D’importantes avancées méthodologiques expérimentales et théoriques ont permis au cours des années récentes de forts développements en physique moléculaire. Du point de vue expérimental, la capacité à produire de manière contrôlée des systèmes moléculaires de plus en plus complexes, le développement de techniques de détection de plus en plus performantes et l’avènement de sondes de la matière (particules, photons) permettant une exploration sur une large gamme d’énergie et d’échelles de temps donnant accès à des informations aussi bien structurales que dynamiques ont considérablement ouvert le domaine. En parallèle, le développement de moyens de calculs plus performants, celui de calculs quantiques plus complets, le développement de modélisations numériques ou de dynamiques moléculaires permettent aussi bien le traitement complet de collisions réactives que la description d’effets multiélectroniques ou au-delà de l’approximation de Born-Oppenheimer. Après un stade de validation sur des systèmes modèles, ces techniques donnent aujourd’hui accès à des systèmes moléculaires complexes, ouvrant ainsi l’interfaçage avec d’autres disciplines (physique de l’atmosphère, astrophysique, processus du vivant) et autorisant d’en lever certains verrous.
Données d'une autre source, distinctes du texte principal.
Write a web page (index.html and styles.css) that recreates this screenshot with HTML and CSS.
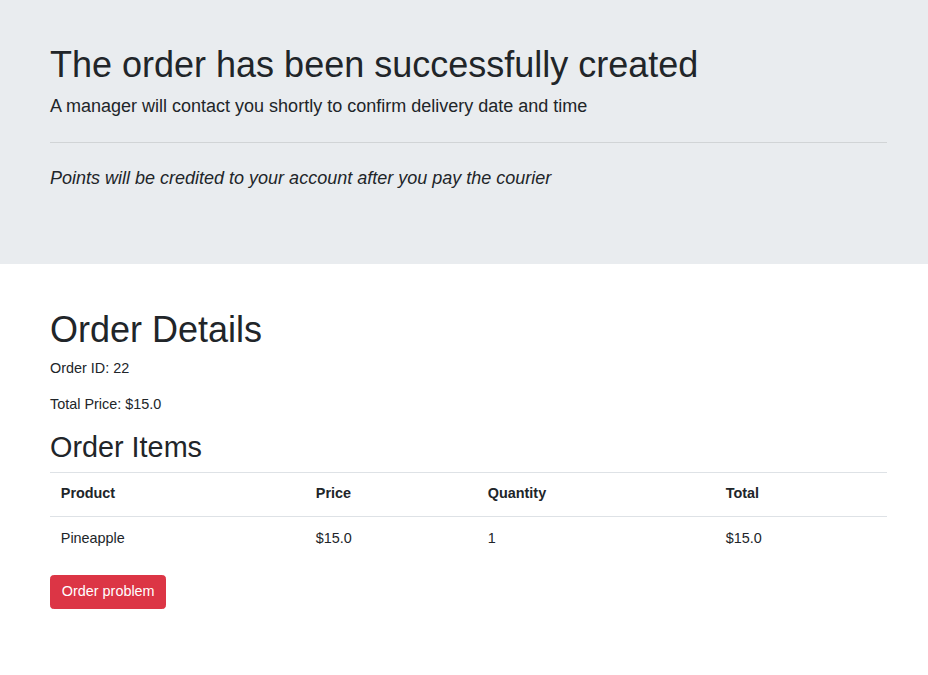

B. Spectroscopie de systèmes moléculaires

Le champ traditionnel de la spectroscopie est actuellement profondément revitalisé grâce à l’émergence de nouvelles sources dans toutes les régions du spectre. Ces dernières années ont été notamment marquées par l’apport du Synchrotron SOLEIL. Dans le domaine de l’infrarouge lointain et du rayonnement THz, la brillance exceptionnelle du rayonnement synchrotron donne la possibilité d’étudier plus précisément la spectroscopie de molécules (ions ou neutres) en connexion avec la physico-chimie du milieu interstellaire afin d’identifier ces espèces sans ambiguïté grâce à leur signature spectrale. Ces progrès se combinent à la réalisation en laboratoire de suies de carbone de tous les types, et à des études par spectroscopie laser de plus en plus quantitatives et complètes de la fragmentation des molécules et radicaux. Les études en infrarouge lointain font également le lien avec les expériences de spectroscopie dans le domaine micro-ondes.

Dans le domaine du visible et de l’infrarouge proche et moyen, le développement de peignes de fréquences dans les régions spectrales les plus propices pour la détection de molécules apporte une avancée considérable dans la sensibilité de la spectroscopie moléculaire d’absorption, ouvrant des perspectives inédites en cinétique chimique et en imagerie (cartographie de fonctions chimiques). Dans cette optique, la modélisation du spectre d’absorption de molécules d’intérêt atmosphérique et/ou planétologique, voire astrophysique, se développe. De fortes collaborations entre expérimentateurs (en particulier auprès de SOLEIL) et planétologues sont à l’origine du développement de la modélisation spécifique de l’atmosphère de Titan adapté aux molécules de haute symétrie. Les études concernant l’analyse et la modélisation globale du spectre du méthane, les calculs des coefficients d’élargissement collisionnel du méthane, la compréhension des bandes chaudes du spectre de SF6 se situent à l’état de l’art au niveau international. Les études actuelles s’orientent vers des conditions « extrêmes », comme l’étude du méthane à haute température (> 1000 K) pour les applications aux naines brunes et exoplanètes géantes. Les molécules d’intérêt climatique et environnemental sont aussi étudiées par spectroscopie optique de corrélation couplée à la télédétection active LIDAR afin d’élaborer de nouvelles méthodologies de mesure quantitative de gaz à l’état de traces dans l’atmosphère. En lien avec le réseau de distribution d’une référence de temps REFIMEVE+, ces nouvelles technologies autour des peignes de fréquences vont apporter une amélioration significative dans la qualité et la précision des données bénéfiques pour des missions satellitaires futures.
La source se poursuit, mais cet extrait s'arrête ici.